Blue skies and fluffy clouds the likes of which are pictured above are a rarity in a Michigan January. It is a bleak time of year, featuring uniformly gray-sky days, a lengthy twilight, and long ink black nights for what seems much longer than a month. February will bring more of the same. If this does not sound very appetizing, you are right. It isn’t. For that reason alone, snow can be a welcome visual addition to the landscape. Not those mountains of snow that make shoveling, walking and driving a dangerous and exhausting full time job. A new two to four inch layer of fresh snow describes all of the shapes both living and not in the landscape with a precisely applied thick carpet of bright white. A little judicious wind can whip up some interesting snow shapes on fences, benches and sculpture. Snow is water vapor in the atmosphere that turns to ice crystals without ever passing through a liquid phase. Multiple ice crystals make snow flakes. That lightweight flaky stuff can enliven a winter landscape. At least the cold comes to some good.
Our snow came early, and persisted. 3 weeks of bone chilling cold made sure it was not going anywhere. Then a week ago, a few days in the high forties reduced the mass of it considerably. The landscape was going dark again. The light in my winter containers was welcome. Providing light for the landscape is never more important than providing it in the winter. Great landscape lighting can go so far as to illuminate the structure of the winter landscape during the gray and dark days. In its simplest form, it can light the way from here to there. Seasonal/temporary lighting can add a sculptural element to the winter garden.
I especially like a lighting component in winter pots. Not only does it illuminate the materials and shape of the winter container itself, that temporary glow spreads out and encompasses the immediate environment. New technology which has produced warm and flexible LED string lighting that draws little energy, is shatterproof and good for 50,000 hours means it has never been easier or more economical to boost the light in a winter landscape. Adding arrangements to garden pots for the winter season is a must have in my garden. Lighting them means is is possible to enjoy them day and night.
Weaving light strings into the greens in a winter pot, and piling them up at the base of a centerpiece is a fairly simple task. The results are striking from a distance outdoors. And they provide so much visual interest from indoors. One client likes us to wrap the bottom 7 feet of the trunks of 4 columnar gingkos that frame the entrance to her house. She runs those lights all winter long, as they illuminate the way, and say welcome to my door. Temporary landscape lighting done in November that can light the night until the days start to lengthen is a feature of my winter landscape.
Once we had more snow, that temporary lighting was providing snow glow. Each tiny LED light that is virtually invisible during the day was magnified by the snow at night. Ice crystals meeting LED string lighting-beautiful. I miss the digging, the planting, the watering, the staking, the dividing and all else that a landscape and garden provides as much as any other gardener. But the winter has its pleasures.
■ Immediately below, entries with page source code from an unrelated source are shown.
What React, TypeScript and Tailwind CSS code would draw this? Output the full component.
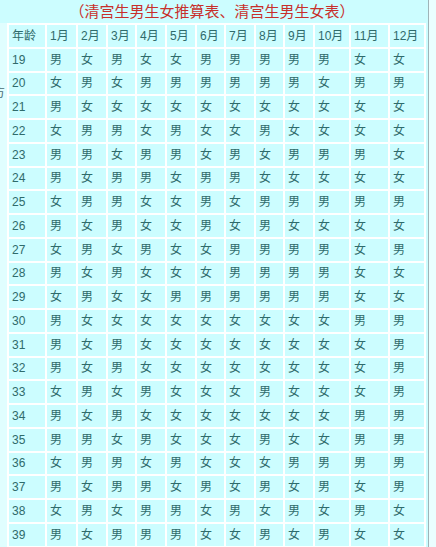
import React from 'react';

const months = ['1月', '2月', '3月', '4月', '5月', '6月', '7月', '8月', '9月', '10月', '11月', '12月'];

const chart: [number, string][] = [
  [19, '男女男女女男男男男男女女'],
  [20, '女男女男男男男男男女男男'],
  [21, '男女女女女女女女女女女女'],
  [22, '女男男女男女女男女女女女'],
  [23, '男男女男男女男女男男男女'],
  [24, '男女男男女男男女女女女女'],
  [25, '女男男女女男女男男男男男'],
  [26, '男女男女女男女男女女女女'],
  [27, '女男女男女女男男男男女男'],
  [28, '男女男女女女男男男男女女'],
  [29, '女男女女男男男男男男女女'],
  [30, '男女女女女女女女女女男男'],
  [31, '男女男女女女女女女女女男'],
  [32, '男女男女女女女女女女女男'],
  [33, '女男女男女女女男女女女男'],
  [34, '男女男女女女女女女女男男'],
  [35, '男男女男女女女男女女男男'],
  [36, '女男男女男女女女男男男男'],
  [37, '男女男男女男女男女男女男'],
  [38, '女男女男男女男女男女男女'],
  [39, '男女男男男女女男女男女女'],
];

function Cell({ children }: { children: React.ReactNode }) {
  return (
    <div className="bg-[#ccfdff] pl-[3px] flex items-center text-[12px] leading-none text-[#2f6b6b] whitespace-nowrap">
      {children}
    </div>
  );
}

export default function App() {
  return (
    <div
      className="w-[436px] h-[547px] overflow-hidden flex bg-[#eafeff]"
      style={{ fontFamily: '"Liberation Sans", "Noto Sans CJK SC", sans-serif' }}
    >
      <div className="w-[429px] shrink-0 flex flex-col bg-[#ccfdff] border-r border-[#9fb4b8]">
        <div className="h-[23px] shrink-0 flex items-center justify-center pr-[4px]">
          <span className="text-[15px] leading-none text-[#c8302c]">
            （清宫生男生女推算表、清宫生男生女表）
          </span>
        </div>
        <div className="flex flex-1 min-h-0">
          <div className="w-[7px] shrink-0 overflow-hidden bg-[#e0feff]">
            <div className="mt-[64px] -ml-[7px] text-[12px] leading-none text-[#4a6a72]">方</div>
          </div>
          <div className="grid grid-cols-[36px_29px_28px_27px_28px_28px_27px_28px_27px_28px_34px_37px_34px] auto-rows-[21.75px] gap-[2px] p-[2px] bg-white self-start">
            <Cell>年龄</Cell>
            {months.map((m) => (
              <Cell key={m}>{m}</Cell>
            ))}
            {chart.map(([age, row]) => (
              <React.Fragment key={age}>
                <Cell>{age}</Cell>
                {row.split('').map((g, i) => (
                  <Cell key={i}>{g}</Cell>
                ))}
              </React.Fragment>
            ))}
          </div>
        </div>
      </div>
    </div>
  );
}
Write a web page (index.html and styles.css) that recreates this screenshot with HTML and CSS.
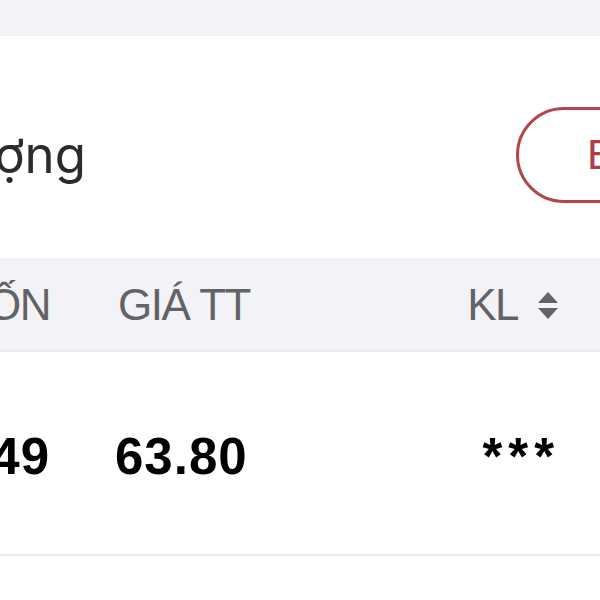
FILE: index.html
```html
<!DOCTYPE html>
<html lang="vi">
<head>
<meta charset="utf-8">
<link rel="stylesheet" href="styles.css">
</head>
<body>
<div class="page">
  <div class="topbar"></div>
  <div class="title-row">
    <div class="title"><span>Khối lượng</span></div>
    <div class="btn">Edit</div>
  </div>
  <div class="thead">
    <div class="c1"><span>GIÁ VỐN</span></div>
    <div class="c2">GIÁ TT</div>
    <div class="c3">KL
      <svg class="sort" width="20" height="27" viewBox="0 0 20 27"><path d="M10 0 L20 11 L0 11 Z" fill="#636366"/><path d="M0 16 L20 16 L10 27 Z" fill="#636366"/></svg>
    </div>
  </div>
  <div class="trow">
    <div class="c1"><span>12.49</span></div>
    <div class="c2">63.80</div>
    <div class="c3 stars">***</div>
  </div>
</div>
</body>
</html>
```
FILE: styles.css
```css
html, body { margin: 0; padding: 0; background: #fff; }
body { width: 600px; height: 600px; overflow: hidden; }
.page { width: 600px; overflow: hidden; }
.topbar { height: 35px; background: #f4f4f8; border-bottom: 1px solid #efeff2; }
.title-row {
  height: 222px; display: flex; align-items: center; justify-content: space-between;
  padding-top: 16px; box-sizing: border-box;
}
.title {
  width: 86px; display: flex; justify-content: flex-end; overflow: hidden;
  font-family: Inter, "Noto Sans", sans-serif; font-size: 51px; color: #2b2b2d;
  white-space: nowrap; line-height: 1.2;
}
.btn {
  flex-shrink: 0; width: 200px; height: 96px; box-sizing: border-box;
  border: 3px solid #b4464b; border-radius: 48px; margin-right: -116px;
  padding-left: 68px; display: flex; align-items: center;
  font-family: "Liberation Sans", Arial, sans-serif; font-size: 42px; color: #b03d45;
}
.thead {
  height: 94px; background: #f3f3f7; border-bottom: 2px solid #ececef;
  display: flex; align-items: center;
  font-family: "Liberation Sans", Arial, sans-serif; font-size: 44px; color: #636366;
  letter-spacing: -1.5px; padding-top: 2px; box-sizing: border-box;
}
.c1 { width: 50px; display: flex; justify-content: flex-end; overflow: hidden; white-space: nowrap; flex-shrink: 0; }
.c2 { margin-left: 68px; white-space: nowrap; }
.c3 { margin-left: auto; margin-right: 42px; display: flex; align-items: center; white-space: nowrap; }
.sort { margin-left: 20px; }
.trow {
  height: 204px; border-bottom: 2px solid #ececef; display: flex; align-items: flex-start;
  padding-top: 76px; box-sizing: border-box;
  font-family: "Liberation Sans", Arial, sans-serif; font-weight: bold; font-size: 51px; color: #000;
  line-height: 1.15; letter-spacing: 1px;
}
.trow .c2 { margin-left: 65px; }
.stars { margin-right: 40px; letter-spacing: 6px; }
```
The snow glow emanating from my pots lights the surrounding landscape in places I can see from inside. Planning for good views out the windows in winter is just acting on one’s own defense. The gloom can be penetrating, as is goes on so long. Is this a substitute for a summer day in the garden? No. But expecting it to only makes one long for another time and place. The winter is its own season, and there are things that can be done to make something beautiful of the dark. Winter is the only season of ours in which an expression like this is possible.
Our snow is melting again. We have rain this morning. But there will most assuredly be more snow before the winter is over.
Though creating sculptures with temporary lighting is a winter activity with all kinds of benefits, permanent landscape lighting is a feature I would recommend to any gardener. I like my front porch lit at night. I like my sidewalk lighting just as much. My house is set almost 4′ above the grade at the sidewalk. I would not want guests to have to negotiate 3 sets of steps without proper lighting. Big pools of light come courtesy of the snow.
Landscape lighting is all about trying to endow the winter season with some visual interest. This pot is on axis north and south with the sidewalk, and east and west with the den windows. That placement makes it possible to enjoy this from multiple vantage points.
Yesterday morning at dawn, my snow covered winter pots were, in my opinion, the best intersection of electricity and snow that I have ever devised. Fire and snow look good together.
Those LED lights can set a a landscape on fire. Inspired to walk through the snow on the upper deck, a long exposure reveals how bright that temporary lighting can be. I can see Milo in the yard-nice. This past summer, I took all of the landscape lighting out of the trees, and placed them facing up against the fence. That permanent lighting is much more subtle, and silhouettes the trunks of the maple trees and the branches of the yews. This is the best of both lighting worlds that I have to offer my winter landscape.